** STATED TASK **
Locate the string "React" throughout the material and copy every line in which it occurs.

** COLLECTED MATERIAL **
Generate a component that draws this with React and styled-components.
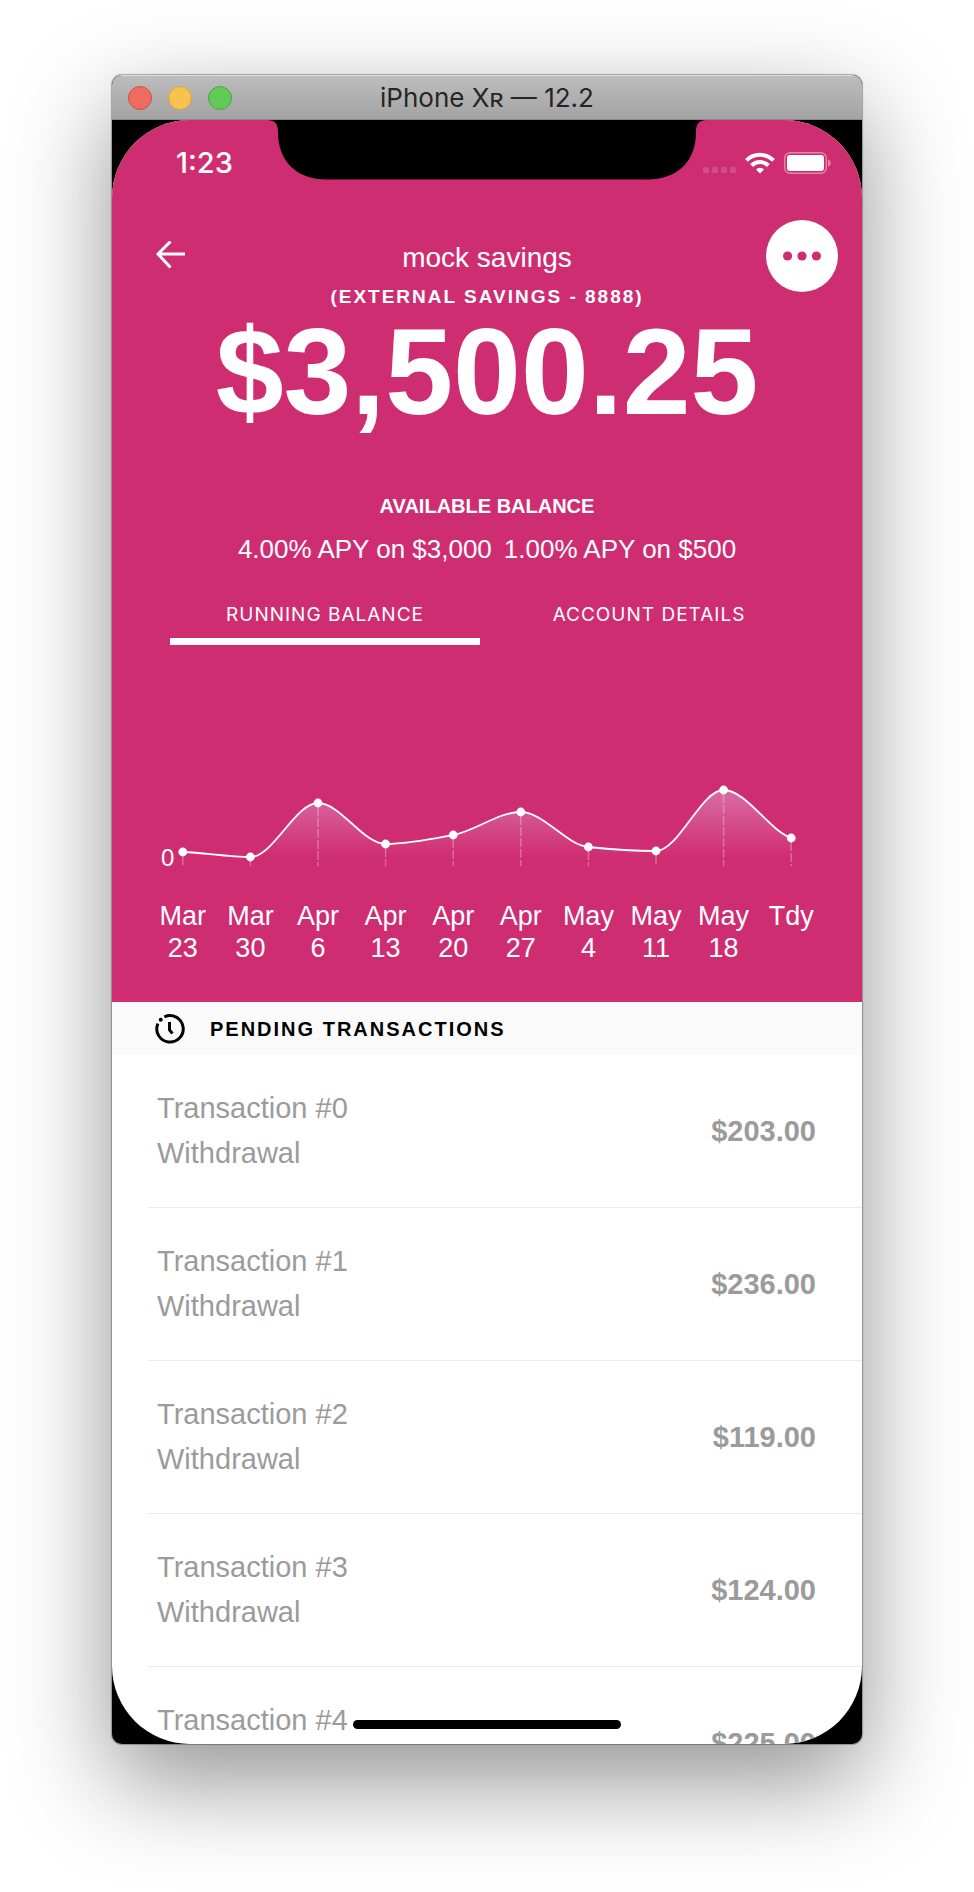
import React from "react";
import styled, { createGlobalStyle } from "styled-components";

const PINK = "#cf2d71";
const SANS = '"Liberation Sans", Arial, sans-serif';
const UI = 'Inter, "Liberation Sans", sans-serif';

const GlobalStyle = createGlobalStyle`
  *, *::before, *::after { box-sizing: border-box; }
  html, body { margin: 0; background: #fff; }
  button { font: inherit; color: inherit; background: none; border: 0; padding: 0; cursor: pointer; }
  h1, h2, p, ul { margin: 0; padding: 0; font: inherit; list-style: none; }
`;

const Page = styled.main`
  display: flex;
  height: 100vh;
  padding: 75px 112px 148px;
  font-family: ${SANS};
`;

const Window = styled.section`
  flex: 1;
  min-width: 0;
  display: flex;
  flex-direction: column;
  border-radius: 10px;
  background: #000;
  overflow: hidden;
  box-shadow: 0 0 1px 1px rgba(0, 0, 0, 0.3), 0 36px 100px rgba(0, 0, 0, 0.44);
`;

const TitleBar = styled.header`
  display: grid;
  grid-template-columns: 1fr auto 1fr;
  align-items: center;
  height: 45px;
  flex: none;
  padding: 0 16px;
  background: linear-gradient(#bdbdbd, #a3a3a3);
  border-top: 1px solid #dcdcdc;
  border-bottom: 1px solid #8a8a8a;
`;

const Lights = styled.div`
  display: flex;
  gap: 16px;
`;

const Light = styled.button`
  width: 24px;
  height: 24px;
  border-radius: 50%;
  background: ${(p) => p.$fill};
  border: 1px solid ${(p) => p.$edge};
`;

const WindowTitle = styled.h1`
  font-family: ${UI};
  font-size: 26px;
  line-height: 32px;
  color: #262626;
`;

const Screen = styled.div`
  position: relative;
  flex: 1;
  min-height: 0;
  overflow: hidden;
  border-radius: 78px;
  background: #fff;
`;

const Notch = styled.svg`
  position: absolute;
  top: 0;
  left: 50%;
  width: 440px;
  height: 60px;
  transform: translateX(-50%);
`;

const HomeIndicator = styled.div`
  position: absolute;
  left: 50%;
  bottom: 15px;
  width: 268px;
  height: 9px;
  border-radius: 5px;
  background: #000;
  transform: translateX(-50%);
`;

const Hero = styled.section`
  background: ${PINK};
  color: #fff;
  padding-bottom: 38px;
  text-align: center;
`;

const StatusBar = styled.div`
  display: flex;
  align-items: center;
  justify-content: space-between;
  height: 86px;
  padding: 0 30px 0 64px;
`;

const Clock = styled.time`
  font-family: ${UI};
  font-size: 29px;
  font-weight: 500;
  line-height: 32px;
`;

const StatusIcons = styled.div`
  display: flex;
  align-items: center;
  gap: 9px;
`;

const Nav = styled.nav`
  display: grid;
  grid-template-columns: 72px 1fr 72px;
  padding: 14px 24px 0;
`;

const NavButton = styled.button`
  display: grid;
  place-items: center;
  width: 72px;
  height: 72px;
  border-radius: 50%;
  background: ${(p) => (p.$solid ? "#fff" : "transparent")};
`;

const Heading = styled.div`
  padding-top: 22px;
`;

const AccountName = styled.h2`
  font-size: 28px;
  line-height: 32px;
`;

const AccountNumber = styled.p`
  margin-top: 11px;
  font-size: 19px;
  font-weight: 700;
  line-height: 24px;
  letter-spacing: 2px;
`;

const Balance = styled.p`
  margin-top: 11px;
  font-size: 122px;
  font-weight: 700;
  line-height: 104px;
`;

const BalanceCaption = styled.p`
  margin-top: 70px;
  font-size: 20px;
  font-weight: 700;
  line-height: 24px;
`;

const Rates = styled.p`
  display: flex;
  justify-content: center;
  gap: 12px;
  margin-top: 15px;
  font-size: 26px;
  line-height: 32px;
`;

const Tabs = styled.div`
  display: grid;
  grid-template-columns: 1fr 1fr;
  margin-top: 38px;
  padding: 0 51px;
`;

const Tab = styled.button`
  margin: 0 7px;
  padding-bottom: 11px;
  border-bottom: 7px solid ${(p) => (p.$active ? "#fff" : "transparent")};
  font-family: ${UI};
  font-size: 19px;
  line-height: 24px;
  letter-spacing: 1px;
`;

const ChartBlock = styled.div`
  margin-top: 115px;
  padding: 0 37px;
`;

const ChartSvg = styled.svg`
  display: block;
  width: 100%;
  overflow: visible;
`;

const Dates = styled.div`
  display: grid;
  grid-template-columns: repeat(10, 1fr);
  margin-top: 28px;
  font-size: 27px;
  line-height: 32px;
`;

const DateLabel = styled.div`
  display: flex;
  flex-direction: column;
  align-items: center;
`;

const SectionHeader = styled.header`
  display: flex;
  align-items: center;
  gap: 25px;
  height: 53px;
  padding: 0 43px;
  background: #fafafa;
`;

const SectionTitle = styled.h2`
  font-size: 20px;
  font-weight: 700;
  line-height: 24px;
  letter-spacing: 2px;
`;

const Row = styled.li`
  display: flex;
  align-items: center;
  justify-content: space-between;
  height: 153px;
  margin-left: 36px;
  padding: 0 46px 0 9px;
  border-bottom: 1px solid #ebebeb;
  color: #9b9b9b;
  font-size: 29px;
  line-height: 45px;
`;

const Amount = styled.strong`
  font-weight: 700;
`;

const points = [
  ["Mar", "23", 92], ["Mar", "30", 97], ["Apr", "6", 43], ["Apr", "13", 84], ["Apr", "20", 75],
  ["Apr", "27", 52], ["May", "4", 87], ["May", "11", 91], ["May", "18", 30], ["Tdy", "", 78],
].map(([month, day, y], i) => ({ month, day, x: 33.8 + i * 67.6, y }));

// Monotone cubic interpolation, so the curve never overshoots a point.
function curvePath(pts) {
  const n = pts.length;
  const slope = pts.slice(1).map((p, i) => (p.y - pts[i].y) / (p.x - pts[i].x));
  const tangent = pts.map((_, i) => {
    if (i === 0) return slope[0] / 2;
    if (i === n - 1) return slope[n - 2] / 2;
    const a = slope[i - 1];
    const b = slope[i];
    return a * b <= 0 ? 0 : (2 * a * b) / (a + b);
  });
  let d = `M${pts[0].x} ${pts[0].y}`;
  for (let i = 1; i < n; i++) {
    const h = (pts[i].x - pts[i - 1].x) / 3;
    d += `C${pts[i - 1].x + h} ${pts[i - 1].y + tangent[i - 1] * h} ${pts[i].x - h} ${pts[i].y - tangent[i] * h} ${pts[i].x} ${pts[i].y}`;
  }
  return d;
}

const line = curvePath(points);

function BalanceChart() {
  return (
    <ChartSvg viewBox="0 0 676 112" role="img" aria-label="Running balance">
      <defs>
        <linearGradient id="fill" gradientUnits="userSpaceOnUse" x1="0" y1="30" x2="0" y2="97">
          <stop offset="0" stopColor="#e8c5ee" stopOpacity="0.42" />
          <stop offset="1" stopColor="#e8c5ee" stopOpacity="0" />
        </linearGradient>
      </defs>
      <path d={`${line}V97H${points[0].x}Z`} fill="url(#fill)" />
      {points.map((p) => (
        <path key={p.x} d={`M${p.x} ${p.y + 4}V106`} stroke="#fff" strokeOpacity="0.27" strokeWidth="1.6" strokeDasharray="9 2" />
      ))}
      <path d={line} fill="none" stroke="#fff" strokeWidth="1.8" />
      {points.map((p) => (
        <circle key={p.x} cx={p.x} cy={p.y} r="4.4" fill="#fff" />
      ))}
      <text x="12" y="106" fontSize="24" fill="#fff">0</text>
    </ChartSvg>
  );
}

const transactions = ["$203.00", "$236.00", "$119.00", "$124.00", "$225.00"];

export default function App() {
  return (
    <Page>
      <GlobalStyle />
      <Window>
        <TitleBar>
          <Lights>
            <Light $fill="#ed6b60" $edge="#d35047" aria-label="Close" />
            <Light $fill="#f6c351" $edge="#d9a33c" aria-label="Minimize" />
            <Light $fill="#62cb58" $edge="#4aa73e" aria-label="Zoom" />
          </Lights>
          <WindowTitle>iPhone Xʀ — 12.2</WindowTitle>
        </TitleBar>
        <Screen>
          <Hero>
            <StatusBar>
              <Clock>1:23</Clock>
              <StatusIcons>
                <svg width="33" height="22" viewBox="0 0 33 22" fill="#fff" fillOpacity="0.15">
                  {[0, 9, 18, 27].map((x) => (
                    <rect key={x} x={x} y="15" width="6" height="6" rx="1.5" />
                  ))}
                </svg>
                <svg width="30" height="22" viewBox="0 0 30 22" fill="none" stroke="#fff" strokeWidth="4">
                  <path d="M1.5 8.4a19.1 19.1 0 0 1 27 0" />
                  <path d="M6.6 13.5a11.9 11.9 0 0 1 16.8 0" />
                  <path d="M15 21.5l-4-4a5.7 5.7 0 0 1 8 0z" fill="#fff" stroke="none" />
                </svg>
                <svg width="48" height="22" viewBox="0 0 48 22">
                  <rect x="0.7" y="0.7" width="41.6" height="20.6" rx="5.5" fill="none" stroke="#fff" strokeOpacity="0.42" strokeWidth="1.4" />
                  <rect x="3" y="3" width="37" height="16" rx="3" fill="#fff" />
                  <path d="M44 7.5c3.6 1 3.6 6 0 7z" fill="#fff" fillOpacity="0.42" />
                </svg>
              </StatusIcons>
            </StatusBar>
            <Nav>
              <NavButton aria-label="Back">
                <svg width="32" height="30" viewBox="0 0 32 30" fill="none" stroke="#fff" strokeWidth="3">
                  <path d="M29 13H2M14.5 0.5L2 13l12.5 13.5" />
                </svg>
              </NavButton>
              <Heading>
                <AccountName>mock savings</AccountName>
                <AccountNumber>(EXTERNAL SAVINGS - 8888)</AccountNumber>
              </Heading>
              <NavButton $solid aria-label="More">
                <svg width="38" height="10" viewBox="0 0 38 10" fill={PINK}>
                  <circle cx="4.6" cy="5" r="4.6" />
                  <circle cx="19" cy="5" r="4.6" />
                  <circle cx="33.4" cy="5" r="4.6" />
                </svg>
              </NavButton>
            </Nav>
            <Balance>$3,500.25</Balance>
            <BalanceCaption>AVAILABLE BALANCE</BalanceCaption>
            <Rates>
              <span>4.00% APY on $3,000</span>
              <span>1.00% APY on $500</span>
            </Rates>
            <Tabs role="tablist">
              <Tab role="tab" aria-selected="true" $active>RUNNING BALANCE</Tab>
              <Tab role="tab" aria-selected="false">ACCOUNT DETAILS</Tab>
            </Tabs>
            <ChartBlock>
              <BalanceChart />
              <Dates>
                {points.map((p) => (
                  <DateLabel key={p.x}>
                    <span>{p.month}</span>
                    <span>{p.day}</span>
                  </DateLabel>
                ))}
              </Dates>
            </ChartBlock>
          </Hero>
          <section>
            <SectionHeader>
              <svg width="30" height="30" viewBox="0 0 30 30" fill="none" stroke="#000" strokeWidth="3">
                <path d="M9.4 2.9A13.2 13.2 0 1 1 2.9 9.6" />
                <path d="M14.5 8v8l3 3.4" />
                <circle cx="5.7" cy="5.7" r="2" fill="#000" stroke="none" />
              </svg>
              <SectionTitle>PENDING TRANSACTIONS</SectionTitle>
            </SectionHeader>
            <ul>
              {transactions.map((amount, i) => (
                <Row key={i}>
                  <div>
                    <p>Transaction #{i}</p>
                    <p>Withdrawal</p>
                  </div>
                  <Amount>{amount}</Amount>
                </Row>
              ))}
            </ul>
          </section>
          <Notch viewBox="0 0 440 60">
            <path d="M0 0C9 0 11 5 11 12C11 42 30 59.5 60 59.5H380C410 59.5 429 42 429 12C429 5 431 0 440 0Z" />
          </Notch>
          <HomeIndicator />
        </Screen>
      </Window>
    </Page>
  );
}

** TASK RESULT **
Generate a component that draws this with React and styled-components.
import React from "react";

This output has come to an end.